Kyle Kashuv is a survivor of the Stoneman Douglas High School shooting of February 2018. A prominent conservative who has even met President Donald Trump, he gained admission to Harvard university earlier this year thanks to his extra-curriculars, good grades and high SAT scores.
However, in late May, after several racist, anti-Semitic and misogynistic comments were discovered in private chats and on Google Docs from 2 years ago (notably before the school shooting), Harvard initiated a formal review of Kashuv’s admission. Kashuv’s actions involved typing racial slurs repeatedly on Google Docs and bragging, among other things, that “I’m really good at typing n****r…”
On May 23rd 2019, Kashuv posted an apology on Twitter about the “callous comments” he made at the age of 16. Then, on Monday the 17th of June, he tweeted about a letter from Harvard which had rescinded his admission. Also mentioned were various other letters and emails which showed correspondences with the university after they had warned him that they “reserve the right to withdraw [his] admission.” These additional letters requested a written explanation of the past comments and behaviour within 72 hours.
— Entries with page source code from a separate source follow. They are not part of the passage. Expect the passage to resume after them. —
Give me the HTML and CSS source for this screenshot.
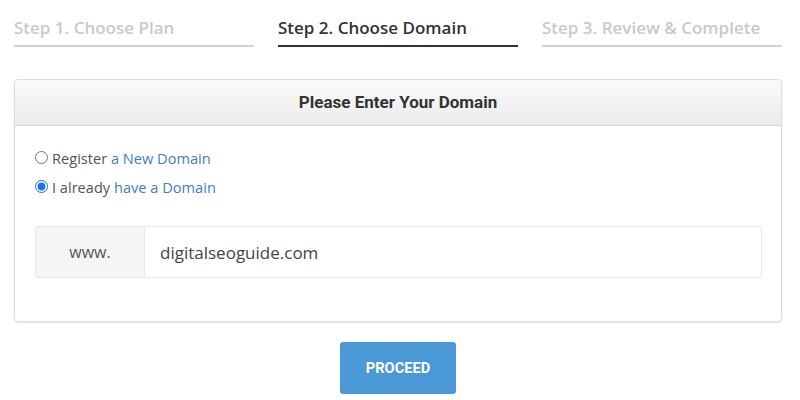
FILE: index.html
```html
<!DOCTYPE html>
<html>
<head>
<meta charset="utf-8">
<link rel="stylesheet" href="styles.css">
</head>
<body>
<div class="steps">
  <div class="step">Step 1. Choose Plan</div>
  <div class="step active">Step 2. Choose Domain</div>
  <div class="step">Step 3. Review &amp; Complete</div>
</div>
<div class="panel">
  <div class="panel-head">Please Enter Your Domain</div>
  <div class="panel-body">
    <label class="opt"><input type="radio" name="d"> Register&nbsp;<span class="lnk">a New Domain</span></label>
    <label class="opt"><input type="radio" name="d" checked> I already&nbsp;<span class="lnk">have a Domain</span></label>
    <div class="group">
      <div class="addon">www.</div>
      <div class="field">digitalseoguide.com</div>
    </div>
  </div>
</div>
<div class="actions">
  <button class="btn">PROCEED</button>
</div>
</body>
</html>
```
FILE: styles.css
```css
html, body { margin: 0; padding: 0; background: #fff; }
body { font-family: "Open Sans", "Liberation Sans", sans-serif; color: #555; }
.steps { display: flex; gap: 24px; padding: 17px 0 0 14px; }
.step { width: 240px; font-size: 17px; font-weight: 600; line-height: 22px; color: #c9c9c9; padding-bottom: 6px; border-bottom: 2px solid #d2d2d2; }
.step.active { color: #333; border-bottom-color: #333; }
.panel { margin: 32px 0 0 14px; width: 766px; border: 1px solid #dcdcdc; border-radius: 4px; box-shadow: 0 1px 2px rgba(0,0,0,0.12); }
.panel-head { height: 45px; line-height: 45px; text-align: center; font-family: Roboto, "Liberation Sans", sans-serif; font-weight: 700; font-size: 17px; color: #333; background: linear-gradient(#fafafa, #ececec); border-bottom: 1px solid #d4d4d4; border-radius: 4px 4px 0 0; }
.panel-body { padding: 17px 19px 43px 20px; }
.opt { display: flex; align-items: center; font-size: 14.6px; line-height: 22px; height: 29px; color: #555; }
.opt input { margin: 0 4px 0 0; width: 13px; height: 13px; accent-color: #1a73e8; }
.lnk { color: #3f7dc6; }
.group { display: flex; margin-top: 25px; height: 50px; border: 1px solid #eaeaea; border-radius: 2px; }
.addon { width: 108px; background: #f5f5f5; border-right: 1px solid #eaeaea; display: flex; align-items: center; justify-content: center; font-size: 16px; color: #555; }
.field { flex: 1; display: flex; align-items: center; padding-left: 15px; font-size: 17px; color: #444; }
.actions { display: flex; justify-content: center; margin-top: 20px; padding-right: 4px; }
.btn { width: 116px; height: 52px; border: none; border-radius: 3px; background: #4a98d6; color: #fff; font-family: Roboto, "Liberation Sans", sans-serif; font-weight: 700; font-size: 14.6px; }
```
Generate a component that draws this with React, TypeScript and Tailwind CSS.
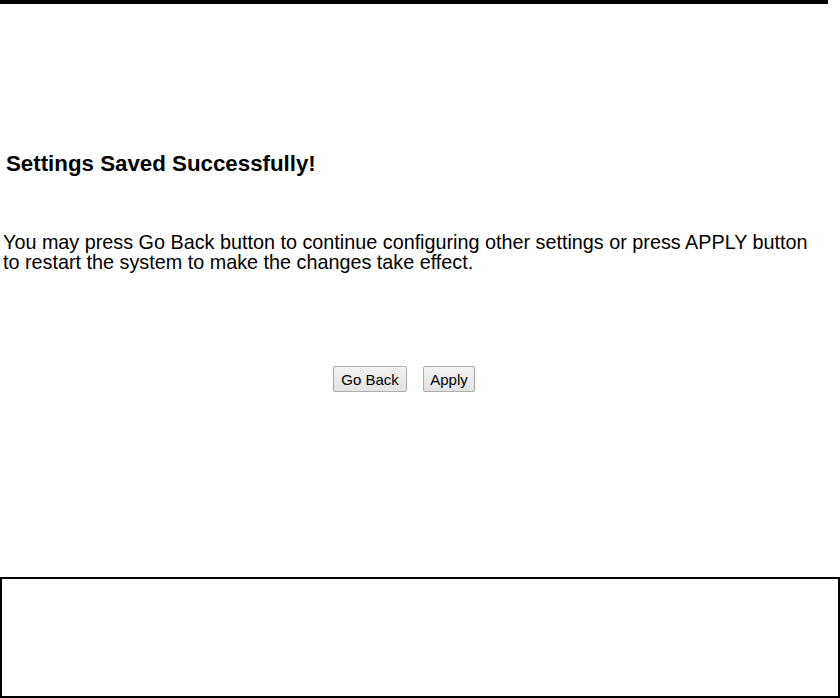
export default function App() {
  return (
    <div className="relative h-[698px] w-[840px] bg-white font-['Liberation_Sans',Arial,sans-serif] text-black">
      {/* top rule */}
      <div className="h-[4px] w-[828px] bg-black" />

      <div className="pt-[147px]">
        <h2 className="pl-[6px] text-[22.3px] font-bold leading-[26px]">Settings Saved Successfully!</h2>

        <p className="mt-[55px] pl-[3px] text-[19.8px] leading-[20px]">
          You may press Go Back button to continue configuring other settings or press APPLY button
          <br />
          to restart the system to make the changes take effect.
        </p>

        <div className="mt-[94px] flex gap-[16px] pl-[333px]">
          <button className="h-[26px] w-[74px] rounded-[2px] border border-[#adadad] bg-gradient-to-b from-[#f2f2f2] to-[#e3e3e3] text-[15px] leading-none text-black">
            Go Back
          </button>
          <button className="h-[26px] w-[52px] rounded-[2px] border border-[#adadad] bg-gradient-to-b from-[#f2f2f2] to-[#e3e3e3] text-[15px] leading-none text-black">
            Apply
          </button>
        </div>
      </div>

      <div className="absolute bottom-0 left-0 h-[121px] w-[840px] border-2 border-black" />
    </div>
  )
}
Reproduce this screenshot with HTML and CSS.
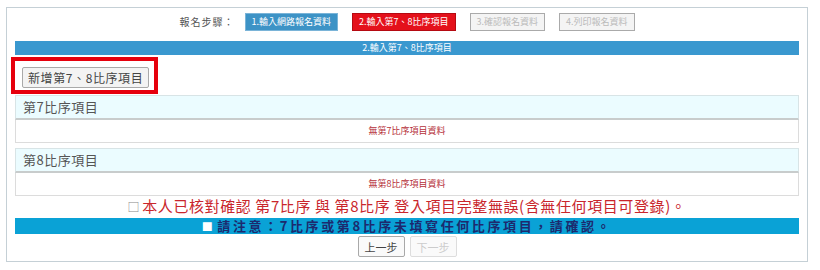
FILE: index.html
```html
<!DOCTYPE html>
<html lang="zh-Hant">
<head>
    <meta charset="UTF-8">
    <title>輸入第7、8比序項目</title>
    <link rel="stylesheet" href="styles.css">
</head>
<body>
    <div class="page">
        <!-- 報名步驟 -->
        <div class="steps">
            <span class="steps-label">報名步驟：</span>
            <span class="step done">1.輸入網路報名資料</span>
            <span class="step current">2.輸入第7、8比序項目</span>
            <span class="step todo">3.確認報名資料</span>
            <span class="step todo">4.列印報名資料</span>
        </div>

        <div class="title-bar">2.輸入第7、8比序項目</div>

        <div class="add-row">
            <div class="highlight">
                <button class="btn add-btn" type="button">新增第7、8比序項目</button>
            </div>
        </div>

        <!-- 第7比序 -->
        <div class="section">
            <div class="section-head">第7比序項目</div>
            <div class="section-empty">無第7比序項目資料</div>
        </div>

        <!-- 第8比序 -->
        <div class="section">
            <div class="section-head">第8比序項目</div>
            <div class="section-empty">無第8比序項目資料</div>
        </div>

        <div class="confirm"><span class="box">□</span>本人已核對確認 第7比序 與 第8比序 登入項目完整無誤(含無任何項目可登錄)。</div>
        <div class="notice"><span class="sq">■</span>請注意：7比序或第8比序未填寫任何比序項目，請確認。</div>

        <div class="nav">
            <button class="btn nav-btn" type="button">上一步</button>
            <button class="btn nav-btn" type="button" disabled>下一步</button>
        </div>
    </div>
</body>
</html>
```

FILE: styles.css
```css
body {
    margin: 0;
    padding: 7px 0 0 6px;
    background-color: #fff;
    font-family: "Noto Sans CJK TC", "Noto Sans", sans-serif;
    color: #555;
}
.page {
    width: 802px;
    box-sizing: border-box;
    border: 1px solid #c5d0d6;
    padding: 4px 8px 4px 8px;
}
.steps {
    display: flex;
    justify-content: center;
    align-items: center;
    gap: 14px;
    height: 19px;
}
.steps-label {
    font-size: 10px;
    letter-spacing: 1px;
    margin-right: -4px;
    color: #555;
}
.step {
    font-size: 9px;
    line-height: 16px;
    height: 16px;
    padding: 0 6px;
    border: 1px solid transparent;
    white-space: nowrap;
}
.step.done {
    background-color: #3d93c6;
    border-color: #7ab4d8;
    color: #fff;
}
.step.current {
    background-color: #e4111b;
    border-color: #b50a12;
    color: #fff;
}
.step.todo {
    background-color: #f4f4f4;
    border-color: #aaa;
    color: #bbb;
}
.title-bar {
    margin-top: 10px;
    height: 14px;
    line-height: 14px;
    background-color: #3a98cf;
    color: #fff;
    font-size: 9px;
    text-align: center;
}
.add-row {
    display: flex;
}
.highlight {
    margin: 2px 0 0 -4px;
    border: 4px solid #e6000d;
    padding: 3px 5px 2px 7px;
}
.btn {
    font-family: inherit;
    background-color: #f3f3f3;
    border: 1px solid #a9a9a9;
    border-radius: 2px;
    color: #444;
    cursor: pointer;
}
.add-btn {
    font-size: 12px;
    height: 21px;
    line-height: 17px;
    padding: 0 5px;
    letter-spacing: 0.6px;
}
.section {
    margin-top: 1px;
}
.section + .section {
    margin-top: 5px;
}
.section-head {
    height: 22px;
    line-height: 22px;
    background-color: #ebfcff;
    border: 1px solid #d8e4e6;
    border-bottom: 2px solid #c8cccc;
    padding-left: 7px;
    font-size: 13px;
    letter-spacing: 0.5px;
    color: #555;
}
.section-empty {
    height: 22px;
    line-height: 22px;
    border: 1px solid #dcdcdc;
    border-top: none;
    text-align: center;
    font-size: 9px;
    color: #b5303a;
}
.confirm {
    height: 19px;
    line-height: 19px;
    padding-bottom: 3px;
    text-align: center;
    font-size: 15px;
    letter-spacing: 0.6px;
    color: #c9262c;
}
.confirm .box {
    font-size: 12px;
    color: #888;
    margin-right: 2px;
}
.notice {
    height: 16px;
    line-height: 16px;
    background-color: #0aa2d6;
    text-align: center;
    font-size: 13px;
    font-weight: bold;
    letter-spacing: 2.6px;
    color: #1c2a6e;
}
.notice .sq {
    color: #fff;
    font-size: 11px;
    margin-right: 2px;
}
.nav {
    display: flex;
    justify-content: center;
    gap: 5px;
    margin-top: 2px;
}
.nav-btn {
    font-size: 11px;
    height: 21px;
    padding: 0 6px;
    background-color: #fafafa;
}
.nav-btn:disabled {
    color: #ccc;
    border-color: #ddd;
    cursor: default;
}
```
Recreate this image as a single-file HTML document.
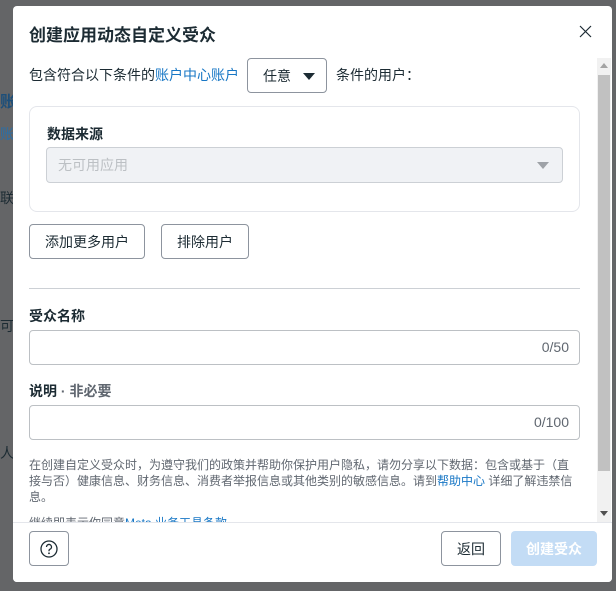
<!DOCTYPE html>
<html><head><meta charset="utf-8"><style>
*{box-sizing:border-box;margin:0;padding:0}
body{width:616px;height:591px;background:#646567;font-family:"Liberation Sans","Noto Sans CJK SC",sans-serif;position:relative;overflow:hidden;color:#1c2b33}
.bg{position:absolute;left:0;color:#1c2b33;font-size:14px}
.dlg{position:absolute;left:13px;top:6px;width:599px;height:576px;background:#fff;border-radius:4px;overflow:hidden}
.a{position:absolute}
.btn{position:absolute;border:1px solid #8d949e;border-radius:4px;background:#fff;font-size:14px;display:flex;align-items:center;justify-content:center;color:#1c2b33}
.inp{position:absolute;border:1px solid #bcc0c4;border-radius:4px;background:#fff;font-size:14px;color:#606770;text-align:right;padding-right:10px;line-height:33px}
.lbl{position:absolute;font-size:14px;font-weight:bold;color:#1c2b33}
</style></head><body>
<div class="bg" style="top:88px;color:#1d4f7a;font-weight:bold;font-size:16px">账</div>
<div class="bg" style="top:124px;color:#2a6fa8">账</div>
<div class="bg" style="top:188px">联</div>
<div class="bg" style="top:316px">可</div>
<div class="bg" style="top:443px">人</div>
<div class="dlg">
<div class="a" style="left:16px;top:15px;font-size:17px;font-weight:bold">创建应用动态自定义受众</div>
<svg class="a" style="left:566px;top:19px" width="13" height="13" viewBox="0 0 13 13"><path d="M1 1L12 12M12 1L1 12" stroke="#1c2b33" stroke-width="1.2"/></svg>
<div class="a" style="left:16px;top:59px;font-size:14px">包含符合以下条件的<span style="color:#1877c5">账户中心账户</span></div>
<div class="btn" style="left:234px;top:52px;width:80px;height:35px;justify-content:flex-start;padding-left:15px">任意<svg style="margin-left:12px" width="12" height="8"><path d="M0 1h12L6 8z" fill="#1c2b33"/></svg></div>
<div class="a" style="left:323px;top:59px;font-size:14px">条件的用户：</div>
<div class="a" style="left:584px;top:52px;width:14px;height:464px;background:#f1f1f1"></div>
<div class="a" style="left:585px;top:69px;width:12px;height:396px;background:#c1c1c1"></div>
<svg class="a" style="left:587px;top:57px" width="8" height="6"><path d="M0 5L4 0L8 5z" fill="#a3a3a3"/></svg>
<svg class="a" style="left:587px;top:505px" width="8" height="6"><path d="M0 0L8 0L4 5z" fill="#505050"/></svg>
<div class="a" style="left:16px;top:100px;width:551px;height:106px;border:1px solid #e4e6eb;border-radius:8px"></div>
<div class="lbl" style="left:34px;top:118px">数据来源</div>
<div class="a" style="left:33px;top:141px;width:517px;height:36px;background:#f0f2f5;border:1px solid #ccd0d5;border-radius:4px;font-size:14px;color:#bcc0c4;line-height:34px;padding-left:11px">无可用应用<svg style="position:absolute;right:13px;top:14px" width="12" height="7"><path d="M0 0h12L6 7z" fill="#9ea2a7"/></svg></div>
<div class="btn" style="left:16px;top:218px;width:116px;height:35px">添加更多用户</div>
<div class="btn" style="left:148px;top:218px;width:88px;height:35px">排除用户</div>
<div class="a" style="left:16px;top:282px;width:551px;height:1px;background:#ccd0d5"></div>
<div class="lbl" style="left:16px;top:300px">受众名称</div>
<div class="inp" style="left:16px;top:324px;width:551px;height:35px">0/50</div>
<div class="lbl" style="left:16px;top:375px">说明 <span style="color:#606770">· 非必要</span></div>
<div class="inp" style="left:16px;top:399px;width:551px;height:35px">0/100</div>
<div class="a" style="left:16px;top:451px;width:560px;font-size:12px;line-height:16px;color:#606770;white-space:nowrap">在创建自定义受众时，为遵守我们的政策并帮助你保护用户隐私，请勿分享以下数据：包含或基于（直<br>接与否）健康信息、财务信息、消费者举报信息或其他类别的敏感信息。请到<span style="color:#1877c5">帮助中心</span> 详细了解违禁信<br>息。</div>
<div class="a" style="left:16px;top:508px;font-size:12px;color:#606770">继续即表示你同意<span style="color:#1877c5">Meta 业务工具条款</span></div>
<div class="a" style="left:0;top:516px;width:599px;height:60px;background:#fff;border-top:1px solid #e4e6eb"></div>
<div class="btn" style="left:16px;top:525px;width:40px;height:35px"><svg width="18" height="18" viewBox="0 0 18 18"><circle cx="9" cy="9" r="8" fill="none" stroke="#1c2b33" stroke-width="1.3"/><path d="M6.5 7a2.5 2.5 0 1 1 3.3 2.3c-.6.3-.8.7-.8 1.4v.6" fill="none" stroke="#1c2b33" stroke-width="1.3"/><circle cx="9" cy="13.3" r=".9" fill="#1c2b33"/></svg></div>
<div class="btn" style="left:428px;top:525px;width:60px;height:35px">返回</div>
<div class="a" style="left:498px;top:525px;width:86px;height:35px;background:#c3dcf5;border-radius:4px;color:#fff;font-size:14px;font-weight:bold;display:flex;align-items:center;justify-content:center">创建受众</div>
</div>
</body></html>
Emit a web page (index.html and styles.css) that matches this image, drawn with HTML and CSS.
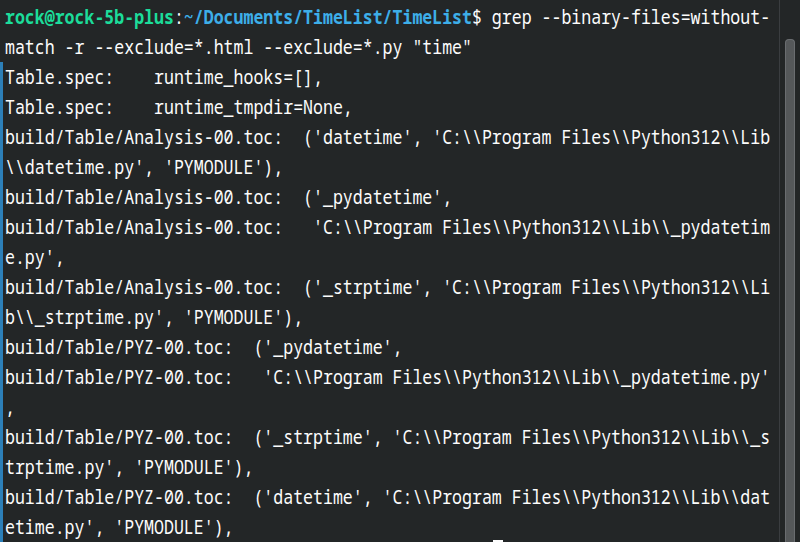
FILE: index.html
```html
<!DOCTYPE html>
<html>
<head>
<meta charset="utf-8">
<link rel="stylesheet" href="styles.css">
</head>
<body>
<div class="term">
  <div class="screen">
    <div class="lines">
      <div class="row"><span class="user">rock@rock-5b-plus</span>:<span class="path">~/Documents/TimeList/TimeList</span>$ grep --binary-files=without-</div>
      <div class="row">match -r --exclude=*.html --exclude=*.py "time"</div>
    </div>
    <div class="output">
      <div class="lines">
        <div class="row">Table.spec:    runtime_hooks=[],</div>
        <div class="row">Table.spec:    runtime_tmpdir=None,</div>
        <div class="row">build/Table/Analysis-00.toc:  ('datetime', 'C:\\Program Files\\Python312\\Lib</div>
        <div class="row">\\datetime.py', 'PYMODULE'),</div>
        <div class="row">build/Table/Analysis-00.toc:  ('_pydatetime',</div>
        <div class="row">build/Table/Analysis-00.toc:   'C:\\Program Files\\Python312\\Lib\\_pydatetim</div>
        <div class="row">e.py',</div>
        <div class="row">build/Table/Analysis-00.toc:  ('_strptime', 'C:\\Program Files\\Python312\\Li</div>
        <div class="row">b\\_strptime.py', 'PYMODULE'),</div>
        <div class="row">build/Table/PYZ-00.toc:  ('_pydatetime',</div>
        <div class="row">build/Table/PYZ-00.toc:   'C:\\Program Files\\Python312\\Lib\\_pydatetime.py'</div>
        <div class="row">,</div>
        <div class="row">build/Table/PYZ-00.toc:  ('_strptime', 'C:\\Program Files\\Python312\\Lib\\_s</div>
        <div class="row">trptime.py', 'PYMODULE'),</div>
        <div class="row">build/Table/PYZ-00.toc:  ('datetime', 'C:\\Program Files\\Python312\\Lib\\dat</div>
        <div class="row">etime.py', 'PYMODULE'),</div>
      </div>
    </div>
    <div class="cursor"></div>
  </div>
  <div class="scrollbar">
    <div class="thumb"></div>
  </div>
</div>
</body>
</html>
```

FILE: styles.css
```css
html, body {
  margin: 0;
  padding: 0;
  background: #232627;
  overflow: hidden;
}
.term {
  display: flex;
  width: 800px;
  height: 542px;
  background: #232627;
  overflow: hidden;
}
.screen {
  position: relative;
  width: 779px;
  padding-top: 2px;
  overflow: hidden;
}
.lines {
  padding-left: 5px;
}
.output {
  border-left: 3px solid #2c7fb8;
  height: 500px;
}
.output .lines {
  padding-left: 2px;
}
.row {
  font-family: "Noto Sans Mono", "DejaVu Sans Mono", monospace;
  font-size: 20px;
  line-height: 30px;
  height: 30px;
  white-space: pre;
  color: #fcfcfc;
  transform: scaleX(0.828);
  transform-origin: 0 0;
}
.user {
  color: #1cdc9a;
  font-weight: bold;
}
.path {
  color: #3daee9;
  font-weight: bold;
}
.cursor {
  position: absolute;
  left: 493px;
  top: 540px;
  width: 10px;
  height: 10px;
  background: #fcfcfc;
}
.scrollbar {
  width: 20px;
  border-left: 1px solid #3a3d40;
  display: flex;
  flex-direction: column;
  align-items: flex-start;
  padding-top: 39px;
}
.thumb {
  margin-left: 5px;
  width: 8px;
  flex: 1;
  border-radius: 4px 4px 0 0;
  background: #55585a;
  border: 1px solid #6a6d70;
  border-bottom: none;
}
```
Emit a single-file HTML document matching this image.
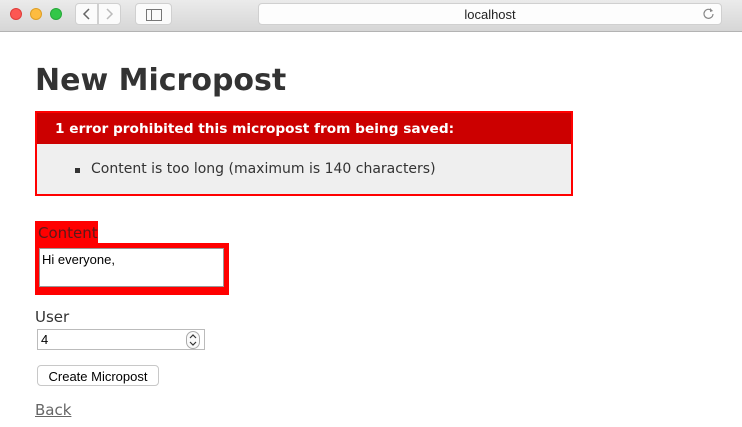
<!DOCTYPE html>
<html><head><meta charset="utf-8"><style>
*{box-sizing:border-box;margin:0;padding:0}
body{width:742px;height:427px;overflow:hidden;background:#fff;font-family:"DejaVu Sans",Verdana,sans-serif;color:#333;position:relative}
.a{position:absolute}
.l{font-family:"Liberation Sans",sans-serif}
.bar{left:0;top:0;width:742px;height:32px;background:linear-gradient(#ebebeb,#d6d6d6);border-bottom:1px solid #b3b3b3}
.dot{width:12px;height:12px;border-radius:50%;top:8px}
.btn{background:#fbfbfb;border:1px solid #d0d0d0;border-radius:4px;top:3px;height:22px}
</style></head><body>
<div class="a bar"></div>
<div class="a dot" style="left:10px;background:#fc5753;border:1px solid #df3d39"></div>
<div class="a dot" style="left:30px;background:#fdbc40;border:1px solid #de9f26"></div>
<div class="a dot" style="left:50px;background:#33c748;border:1px solid #27a83a"></div>
<div class="a btn" style="left:75px;width:23px;border-radius:4px 0 0 4px"></div>
<div class="a btn" style="left:98px;width:23px;border-radius:0 4px 4px 0"></div>
<svg class="a" style="left:75px;top:3px" width="46" height="22"><path d="M14 6l-5 5 5 5" stroke="#666" stroke-width="1.5" fill="none"/><path d="M32 6l5 5-5 5" stroke="#bbb" stroke-width="1.5" fill="none"/></svg>
<div class="a btn" style="left:135px;width:37px"></div>
<svg class="a" style="left:146px;top:9px" width="16" height="12"><rect x="0.5" y="0.5" width="15" height="11" fill="none" stroke="#777"/><line x1="5.5" y1="0" x2="5.5" y2="12" stroke="#777"/></svg>
<div class="a btn" style="left:258px;width:464px;background:#fdfdfd"></div>
<div class="a l" style="left:258px;top:7px;width:464px;text-align:center;font-size:13px;color:#222">localhost</div>
<svg class="a" style="left:702px;top:7px" width="13" height="13"><path d="M10 4A4.5 4.5 0 1 0 11 7" stroke="#888" stroke-width="1.2" fill="none"/><path d="M8 1l3 3-3 1z" fill="#888"/></svg>

<div class="a" style="left:35px;top:63px;font-size:30px;font-weight:bold">New Micropost</div>
<div class="a" style="left:35px;top:111px;width:538px;height:85px;border:2px solid #f00;background:#efefef">
<div style="background:#c00;color:#fff;font-weight:bold;font-size:13.7px;height:31px;padding:8px 0 0 18px">1 error prohibited this micropost from being saved:</div>
<div style="position:absolute;left:38px;top:55px;width:5px;height:5px;background:#333"></div>
<div style="position:absolute;left:54px;top:48px;font-size:14px">Content is too long (maximum is 140 characters)</div>
</div>
<div class="a" style="left:35px;top:221px;width:63px;height:22px;background:#f00;font-size:15px;padding:3px 0 0 3px;color:#5a1a1a">Content</div>
<div class="a" style="left:35px;top:243px;width:194px;height:52px;background:#f00"></div>
<div class="a l" style="left:39px;top:248px;width:185px;height:39px;background:#fff;border:1px solid #999;font-size:13px;color:#000;padding:3px 2px">Hi everyone,</div>
<div class="a" style="left:35px;top:308px;font-size:15px">User</div>
<div class="a l" style="left:37px;top:329px;width:168px;height:21px;border:1px solid #bbb;font-size:13px;color:#000;padding:2px 3px">4</div>
<div class="a" style="left:186px;top:331px;width:14px;height:18px;border:1px solid #aaa;border-radius:7px;background:#fafafa"></div>
<svg class="a" style="left:186px;top:331px" width="14" height="18"><path d="M4 7l3-3 3 3M4 11l3 3 3-3" stroke="#333" stroke-width="1.2" fill="none"/></svg>
<div class="a l" style="left:37px;top:365px;width:122px;height:21px;border:1px solid #c8c8c8;border-radius:4px;background:#fff;font-size:13px;color:#000;text-align:center;padding-top:3px">Create Micropost</div>
<div class="a" style="left:35px;top:401px;font-size:15px;color:#666;text-decoration:underline">Back</div>
</body></html>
I believe that the most important part of the Twitter thread in question was Kashuv’s argument that Harvard, of all institutions, should understand that mistakes can be rectified. He argued that, “throughout its history, Harvard’s faculty has included slave owners, segregationists, bigots and anti-Semites. If Harvard is suggesting that our past defines our future, then Harvard is an inherently racist institution. But I don’t believe that.” This raised a serious question for online followers: does Harvard, despite its racist history, have the right to punish another student for his racism, for which he has apologised profusely?
As usual, the general public are unable to reach an accord on the situation as a whole, with liberals mostly agreeing with Harvard’s decision, and conservatives tending to side with the now-former student . On one hand, conservative media was set aflame with allegations of liberal bias in academia and the dangerous power of social mobs (which has recently been demonstrated with the case of James Charles). Ben Shapiro, a prominent right-wing figure on American campuses, has accused Harvard of creating “an insane, cruel standard no one can possibly meet,” using Kashuv’s circumstances to explain that “our universities are irrevocably broken.”
On the other hand, it can be argued that implications raised by Kashuv’s comparisons between the evolution of America’s oldest college and the growth of an individual teenager are limitless. The general argument against him seems to be that of responsibility: Kashuv made a mistake and therefore should be held accountable for his actions, even if they did take place 2 years ago.
Alternatively, was Harvard’s decision to rescind Kashuv’s admission simply part of a blanket policy about offensive social media usage by prospective students? In 2017, the university rescinded 10 students’ admissions after it was found that they were members of a Facebook group which was sharing racist and anti-Semitic memes.
Although there was pressure placed on the university to rescind Kashuv’s admission when the offensive comments were found, should we question whether the same outcome would have come about, even if his place within liberal circles had been positive?
The treatment of Kashuv by the university and the online community may seem brutal on the outlook, but what happens when we take into account the fact that this has happened before? Even if the comments were made at the age of 16, couldn’t then the university be accused of partial treatment, regardless of Kashuv’s claimed changes in character? The question can only be debated.